§ **Available data**
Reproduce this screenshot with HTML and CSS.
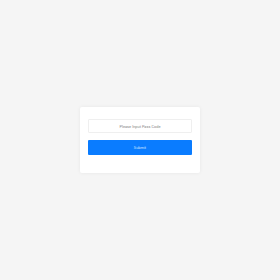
FILE: index.html
```html
<html>
<head>
	<meta charset="utf-8">
	<title>Pass Code</title>
	<link rel="stylesheet" href="styles.css">
</head>
<body>

	<div class="box">
		<input class="code" type="text" placeholder="Please Input Pass Code">
		<button class="submit">Submit</button>
	</div>

</body>
</html>
```

FILE: styles.css
```css
* {
	margin: 0;
	padding: 0;
	box-sizing: border-box;
}

html, body {
	height: 100%;
}

body {
	font-family: Roboto, "Liberation Sans", sans-serif;
	background: #f5f5f5;
	display: flex;
	align-items: center;
	justify-content: center;
}

.box {
	width: 120px;
	padding: 12px 8px 18px;
	background: #fff;
	border-radius: 2px;
	box-shadow: 0 0 4px rgba(0, 0, 0, .06);
	display: flex;
	flex-direction: column;
	gap: 7px;
}

.code {
	height: 14px;
	border: 1px solid #efefef;
	border-radius: 1px;
	font: 3.9px Roboto, "Liberation Sans", sans-serif;
	text-align: center;
	color: #333;
	outline: none;
}

.code::placeholder {
	color: #888;
}

.submit {
	height: 15px;
	border: none;
	border-radius: 1px;
	background: #0a7cff;
	color: #d6e8ff;
	font: 3.9px Roboto, "Liberation Sans", sans-serif;
}
```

§ **Task goal**
Transcribe the listing in full and omit the pictures.

§ **Answer to the task**
Reproduce this screenshot with HTML and CSS.
FILE: index.html
```html
<html>
<head>
	<meta charset="utf-8">
	<title>Pass Code</title>
	<link rel="stylesheet" href="styles.css">
</head>
<body>

	<div class="box">
		<input class="code" type="text" placeholder="Please Input Pass Code">
		<button class="submit">Submit</button>
	</div>

</body>
</html>
```

FILE: styles.css
```css
* {
	margin: 0;
	padding: 0;
	box-sizing: border-box;
}

html, body {
	height: 100%;
}

body {
	font-family: Roboto, "Liberation Sans", sans-serif;
	background: #f5f5f5;
	display: flex;
	align-items: center;
	justify-content: center;
}

.box {
	width: 120px;
	padding: 12px 8px 18px;
	background: #fff;
	border-radius: 2px;
	box-shadow: 0 0 4px rgba(0, 0, 0, .06);
	display: flex;
	flex-direction: column;
	gap: 7px;
}

.code {
	height: 14px;
	border: 1px solid #efefef;
	border-radius: 1px;
	font: 3.9px Roboto, "Liberation Sans", sans-serif;
	text-align: center;
	color: #333;
	outline: none;
}

.code::placeholder {
	color: #888;
}

.submit {
	height: 15px;
	border: none;
	border-radius: 1px;
	background: #0a7cff;
	color: #d6e8ff;
	font: 3.9px Roboto, "Liberation Sans", sans-serif;
}
```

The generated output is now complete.